_EXERCISE GOAL_:
Lines that hold the word "styles" should be located and copied.
>> Start
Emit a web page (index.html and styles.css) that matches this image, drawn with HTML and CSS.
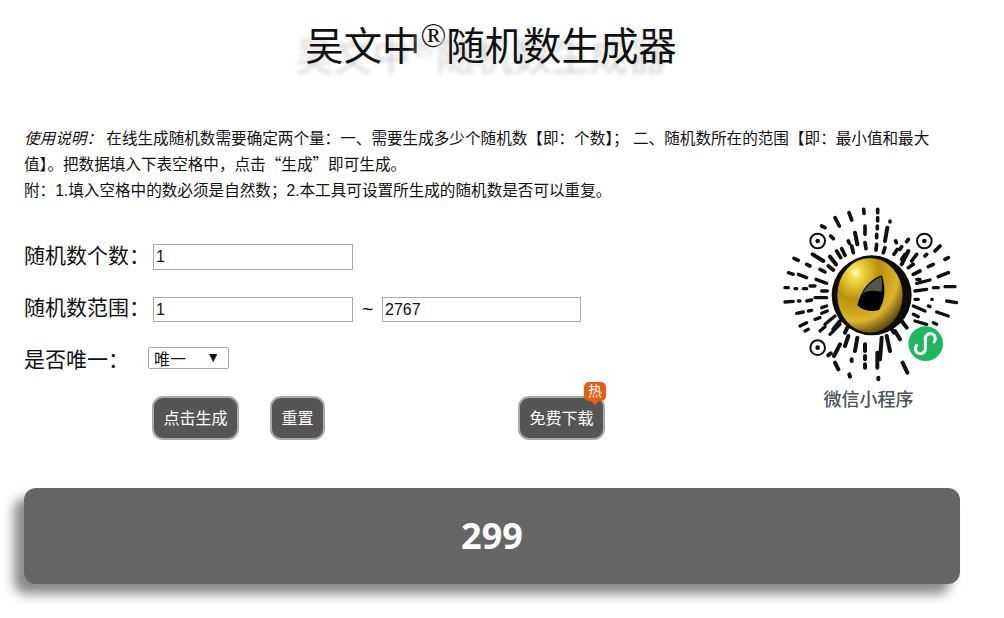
FILE: index.html
```html
<html>
<head>
    <meta http-equiv="content-type" content="text/html;charset=utf-8"/>
    <title>随机数生成器</title>
    <link rel="stylesheet" href="styles.css">
</head>
<body>
<div class="wrap">
    <h1 class="title">吴文中<sup>®</sup>随机数生成器</h1>
    <p class="intro">
        <em>使用说明&#65306;</em> 在线生成随机数需要确定两个量&#65306;一、需要生成多少个随机数【即&#65306;个数】&#65307; 二、随机数所在的范围【即&#65306;最小值和最大值】。把数据填入下表空格中&#65292;点击<span class="cjk">“生成”</span>即可生成。<br>
        附&#65306;1.填入空格中的数必须是自然数&#65307;2.本工具可设置所生成的随机数是否可以重复。
    </p>
    <div class="tool">
        <div class="form">
            <div class="row row1">
                <label class="lab">随机数个数&#65306;</label>
                <input class="txt" type="text" value="1">
            </div>
            <div class="row row2">
                <label class="lab">随机数范围&#65306;</label>
                <input class="txt" type="text" value="1">
                <span class="sep">~</span>
                <input class="txt txt2" type="text" value="2767">
            </div>
            <div class="row row3">
                <label class="lab lab2">是否唯一&#65306;</label>
                <div class="sel">唯一<i class="arrow">▼</i></div>
            </div>
            <div class="btns">
                <a class="btn btn1">点击生成</a>
                <a class="btn btn2">重置</a>
                <a class="btn btn3">免费下载
                    <span class="hot">热</span>
                </a>
            </div>
        </div>
        <div class="code">
            <svg class="qr" viewBox="0 30 600 540" width="200" height="180">
                <defs>
                    <radialGradient id="gold" cx="28%" cy="20%" r="90%">
                        <stop offset="0" stop-color="#fffbe0"/>
                        <stop offset="0.1" stop-color="#f4dc40"/>
                        <stop offset="0.4" stop-color="#b8900c"/>
                        <stop offset="0.72" stop-color="#dcb428"/>
                        <stop offset="1" stop-color="#3c3010"/>
                    </radialGradient>
                </defs>
                <g fill="none" stroke="#111" stroke-linecap="round">
                    <path stroke-width="11" d="M195 65L208 90M237 50L245 72M281 40L282 52M323 40V50M323 65V75M322 90V98M360 75V78M155 90L165 95M182 120L190 128M285 90V115M285 140L288 158M320 115V125M377 135L379 140M415 130L410 137M395 152L390 160M510 150L495 165M215 158L225 178M245 150L250 170M320 145L318 162M345 155L340 170M382 160L372 175M440 175L425 195M470 175L465 180M535 185L525 190M72 187L85 193M110 205L120 210M150 220L165 228M175 210L190 222M430 205L415 215M490 205L475 212M450 225L430 235M535 230L505 242M200 165L212 185M235 135L238 142M405 175L395 190"/>
                    <path stroke-width="10" d="M55 230L70 235M85 235L110 245M138 250L170 262M440 250H450M45 275H55M75 278H80M100 278H110M155 285H172M435 285L470 280M490 275H505M525 272H555M45 318L70 316M85 315H90M110 315L125 312M135 305H170M435 310H445M485 310H487M530 315L560 320M80 352L100 348M115 345L125 343M155 335L170 330M430 330L465 345M430 355L445 362M475 330L480 332M500 348L535 360M90 390L110 380M135 370L150 365M165 385L195 360M435 375L470 385M490 380L500 385M105 405L115 400M150 405L165 392M180 415L210 385M155 352L172 345M440 262L480 252M120 270H135"/>
                    <path stroke-width="12" d="M255 110L262 145M352 95L345 135M128 175L160 195M180 182L198 205M415 165L395 205M410 395L395 375M390 430L375 405M360 465L350 420M330 490L335 425M285 445V465M285 480V490M285 505V515M262 425L255 465M235 420L225 450M210 445L192 480M175 478L182 472M245 490V495M195 500L205 520M238 535L240 542M322 470V515M325 545V550M398 500L412 530M372 410L365 400M190 400L210 375M225 410L232 395"/>
                    <circle cx="143" cy="135" r="22" stroke-width="6"/>
                    <circle cx="463" cy="135" r="22" stroke-width="6"/>
                    <circle cx="143" cy="455" r="22" stroke-width="6"/>
                </g>
                <circle cx="143" cy="135" r="7" fill="#111"/>
                <circle cx="463" cy="135" r="7" fill="#111"/>
                <circle cx="143" cy="455" r="7" fill="#111"/>
                <circle cx="305" cy="298" r="120" fill="#0c0c0a"/>
                <ellipse cx="300" cy="298" rx="98" ry="112" fill="url(#gold)"/>
                <path d="M262 328Q280 256 336 238Q354 300 327 342Q288 352 262 328Z" fill="#000"/>
                <path d="M276 294Q298 254 334 242Q340 270 333 288Q300 278 276 294Z" fill="#55534c"/>
                <circle cx="467" cy="443" r="52" fill="#1fb860"/>
                <path d="M440 448A15 15 0 1 0 466 458V428A15 15 0 1 1 492 438" fill="none" stroke="#fff" stroke-width="9" stroke-linecap="round"/>
            </svg>
            <div class="codeName">微信小程序</div>
        </div>
    </div>
    <div class="result">299</div>
</div>
</body>
</html>
```

FILE: styles.css
```css
@charset "utf-8";
/* CSS Document */

html { background:#fff; }
body,div,h1,p,label { margin:0; padding:0; color:#111; font-family:"Liberation Sans","Noto Sans CJK SC",sans-serif; }
a { text-decoration:none; }

.wrap { padding:0 44px 0 24px; height:618px; overflow:hidden; }

.title { margin-top:22px; padding-right:2px; height:50px; line-height:50px; text-align:center; font-size:38.4px; font-weight:normal; text-shadow:-10px 10px 4px #d4d4d4; }
.title sup { font-family:"Liberation Serif",serif; font-size:34px; line-height:0; vertical-align:13px; }

.intro { margin-top:54px; font-size:15.6px; line-height:26px; }
.cjk { font-family:"Noto Sans CJK SC",sans-serif; line-height:1; }

.tool { display:flex; height:247px; }
.form { flex:1; padding-top:40px; }
.row { display:flex; align-items:center; }
.row1 { height:26px; }
.row2 { height:25px; margin-top:27px; }
.row3 { height:22px; margin-top:25px; }
.lab { width:129px; padding-bottom:7px; font-size:21px; white-space:nowrap; }
.lab2 { width:124px; padding-bottom:0; }
.txt { box-sizing:border-box; width:200px; height:100%; margin:0; padding:0 2px; border:1px solid #a9a9a9; font-family:"Liberation Sans",sans-serif; font-size:16px; color:#111; background:#fff; outline:none; }
.txt2 { width:199px; }
.sep { width:29px; text-align:center; font-size:20px; }
.sel { box-sizing:border-box; display:flex; justify-content:space-between; width:81px; height:22px; padding:1px 8px 0 5px; border:1px solid #a9a9a9; border-radius:2px; font-size:16px; line-height:22px; overflow:hidden; }
.arrow { font-style:normal; font-size:14px; line-height:16px; }

.btns { display:flex; margin:27px 0 0 128px; }
.btn { box-sizing:border-box; position:relative; display:block; height:44px; line-height:41px; border:2px solid #aaa; border-radius:11px; background:#555; color:#fff; font-size:16px; text-align:center; }
.btn1 { width:87px; }
.btn2 { width:55px; margin-left:31px; }
.btn3 { width:87px; margin-left:193px; }
.hot { position:absolute; top:-16px; right:-3px; width:22px; height:19px; line-height:18px; border-radius:5px; background:#ee5a10; color:#fff; font-size:14px; }
.hot:after { content:""; position:absolute; left:6px; top:18px; border:5px solid transparent; border-top:5px solid #ee5a10; border-bottom:0; }

.code { width:200px; margin-right:-10px; padding-top:2px; }
.qr { display:block; }
.codeName { margin-top:2px; padding-right:3px; text-align:center; font-size:18px; font-weight:500; line-height:24px; color:#4c5559; }

.result { height:96px; margin-top:37px; line-height:96px; border-radius:12px; background:#666; color:#fff; font-family:"Noto Sans",sans-serif; font-size:36px; font-weight:bold; text-align:center; box-shadow:-10px 10px 12px #888; }
```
>> End
_WORKED ANSWER_:
Emit a web page (index.html and styles.css) that matches this image, drawn with HTML and CSS.
    <link rel="stylesheet" href="styles.css">
FILE: styles.css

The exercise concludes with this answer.